start Recorded information

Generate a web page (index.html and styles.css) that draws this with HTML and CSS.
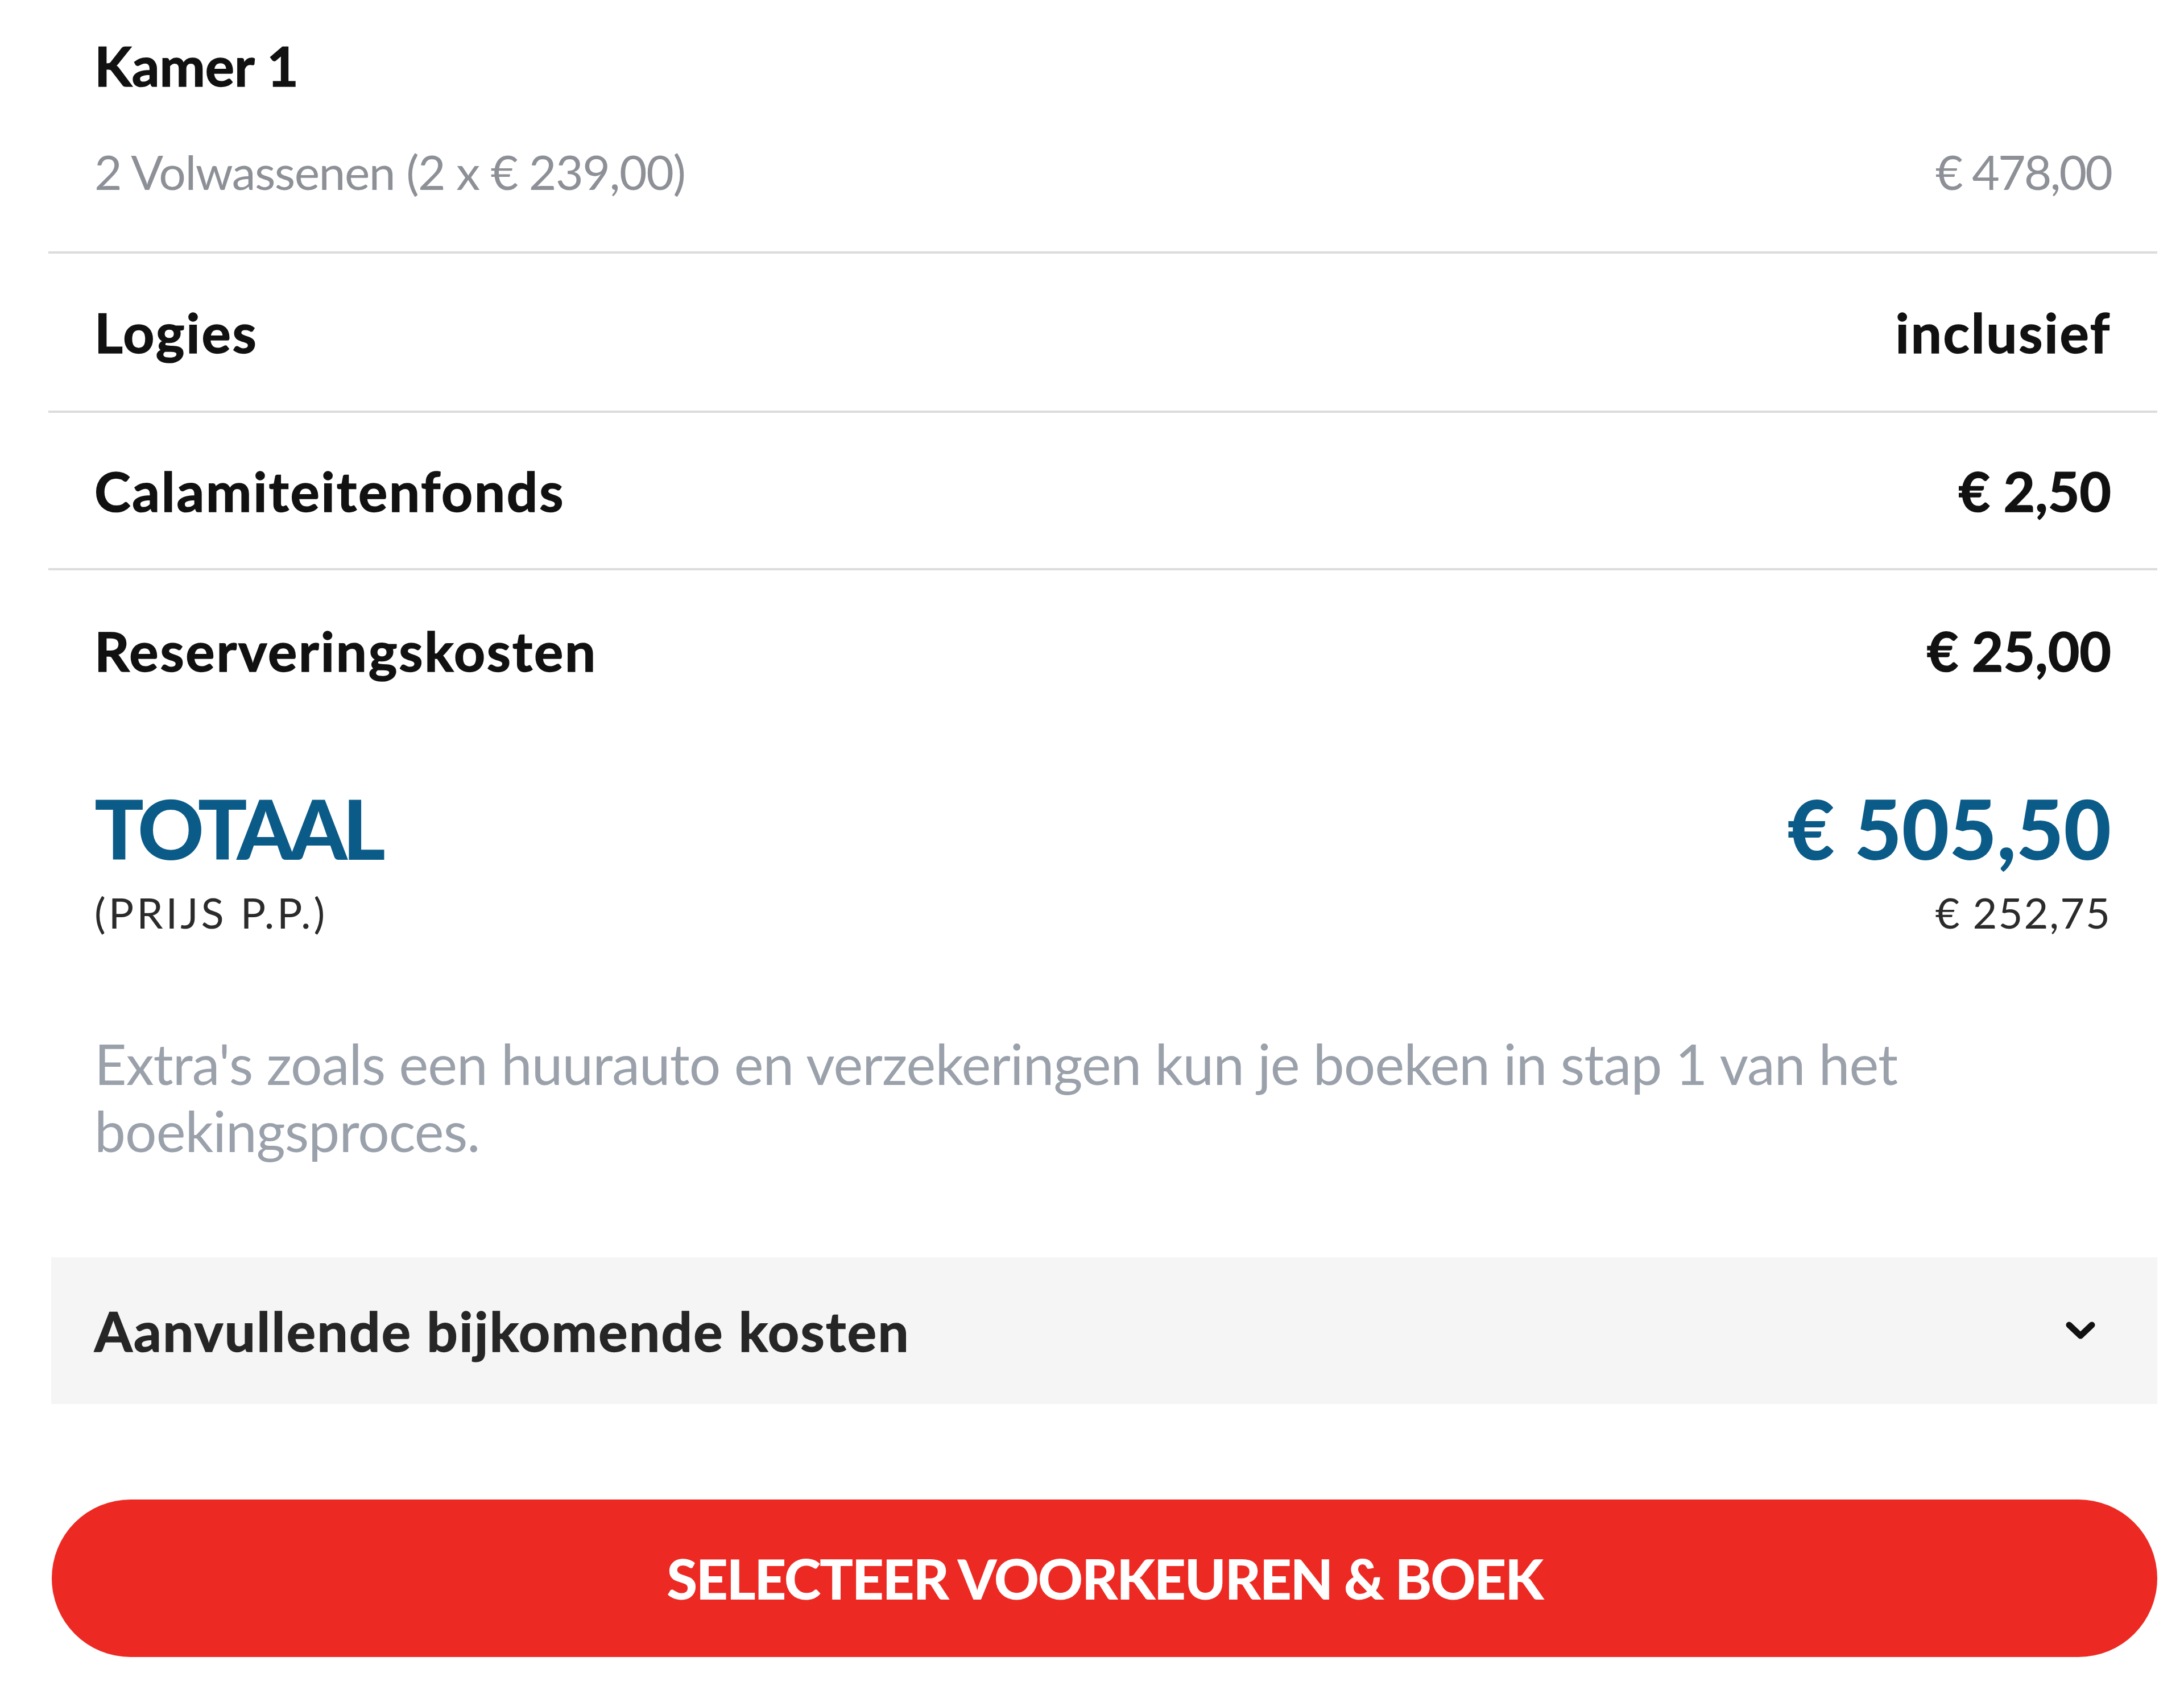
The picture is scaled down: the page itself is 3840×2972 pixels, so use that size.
FILE: index.html
```html
<!DOCTYPE html>
<html lang="nl">
<head>
    <meta charset="UTF-8">
    <meta name="viewport" content="width=device-width, initial-scale=1.0">
    <title>Prijsoverzicht</title>
    <link rel="stylesheet" href="styles.css">
</head>
<body>
    <div class="summary">
        <div class="room">
            <div class="room-title">Kamer 1</div>
            <div class="room-line">
                <span>2 Volwassenen (2 x € 239,00)</span>
                <span class="room-price">€ 478,00</span>
            </div>
        </div>

        <div class="cost-row">
            <span class="cost-label">Logies</span>
            <span class="cost-label">inclusief</span>
        </div>
        <div class="cost-row">
            <span class="cost-label">Calamiteitenfonds</span>
            <span>€ 2,50</span>
        </div>
        <div class="cost-row last">
            <span class="cost-label">Reserveringskosten</span>
            <span>€ 25,00</span>
        </div>

        <div class="total">
            <div class="total-col">
                <div class="total-label word">TOTAAL</div>
                <div class="total-sub">(PRIJS P.P.)</div>
            </div>
            <div class="total-col right">
                <div class="total-label">€ 505,50</div>
                <div class="total-sub">€ 252,75</div>
            </div>
        </div>

        <p class="extras">Extra's zoals een huurauto en verzekeringen kun je boeken in stap 1 van het boekingsproces.</p>

        <div class="accordion">
            <span>Aanvullende bijkomende kosten</span>
            <svg class="chevron" width="54" height="34" viewBox="0 0 54 34">
                <path d="M7 7 L27 26 L47 7" fill="none" stroke="#111" stroke-width="11" stroke-linecap="round" stroke-linejoin="round"/>
            </svg>
        </div>

        <button class="book-btn">Selecteer voorkeuren &amp; boek</button>
    </div>
</body>
</html>
```

FILE: styles.css
```css
* {
    margin: 0;
    padding: 0;
    box-sizing: border-box;
}

body {
    font-family: 'Lato', 'Open Sans', sans-serif;
    background: #fff;
    color: #111;
    width: 3840px;
    height: 2972px;
    overflow: hidden;
}

.summary {
    width: 3708px;
    margin-left: 85px;
}

.room {
    padding: 57px 81px 89px;
    border-bottom: 4px solid #dcdcdc;
}

.room-title {
    font-size: 96px;
    font-weight: 700;
    line-height: 1.2;
    -webkit-text-stroke: 1.5px #111;
}

.room-line {
    display: flex;
    justify-content: space-between;
    margin-top: 80px;
    font-size: 84px;
    line-height: 1.2;
    letter-spacing: -1.5px;
    color: #8d9096;
}

.room-price {
    letter-spacing: -3px;
}

.cost-row {
    display: flex;
    justify-content: space-between;
    align-items: center;
    height: 280px;
    padding: 0 81px;
    font-size: 96px;
    font-weight: 700;
    line-height: 1.2;
    border-bottom: 4px solid #dcdcdc;
    -webkit-text-stroke: 1.5px #111;
}

.cost-label {
    letter-spacing: 2.8px;
}

.cost-row:nth-of-type(3) {
    height: 277px;
}

.cost-row.last {
    height: 282px;
    border-bottom: none;
}

.total {
    display: flex;
    justify-content: space-between;
    margin-top: 100px;
    padding: 0 81px;
}

.total-col.right {
    text-align: right;
}

.total-label {
    font-size: 144px;
    font-weight: 900;
    line-height: 1;
    color: #0b5b89;
}

.total-label.word {
    letter-spacing: -8px;
}

.total-sub {
    margin-top: 32px;
    font-size: 74px;
    line-height: 1.2;
    letter-spacing: 5px;
    color: #2b2b2b;
}

.total-col.right .total-sub {
    letter-spacing: 2px;
}

.extras {
    margin-top: 161px;
    padding: 0 81px;
    max-width: 3400px;
    font-size: 98px;
    line-height: 118px;
    letter-spacing: -0.9px;
    color: #9aa1ab;
}

.accordion {
    display: flex;
    justify-content: space-between;
    align-items: center;
    height: 258px;
    margin: 164px 0 0 5px;
    padding: 0 108px 0 76px;
    background: #f5f5f5;
    font-size: 96px;
    font-weight: 700;
    line-height: 1.2;
    letter-spacing: 2.4px;
    color: #262626;
    -webkit-text-stroke: 1.5px #262626;
}

.chevron {
    display: block;
}

.book-btn {
    display: block;
    width: 3702px;
    height: 277px;
    margin: 168px 0 0 6px;
    border: none;
    border-radius: 139px;
    background: #ec2a23;
    color: #fff;
    font-family: 'Lato', 'Open Sans', sans-serif;
    font-size: 98px;
    font-weight: 900;
    letter-spacing: -2.4px;
    text-transform: uppercase;
    cursor: pointer;
}
```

end Recorded information

● **Task to complete**:
Using the material above, copy every line in which the string "page" occurs.

● **Exercise response**:
Generate a web page (index.html and styles.css) that draws this with HTML and CSS.
The picture is scaled down: the page itself is 3840×2972 pixels, so use that size.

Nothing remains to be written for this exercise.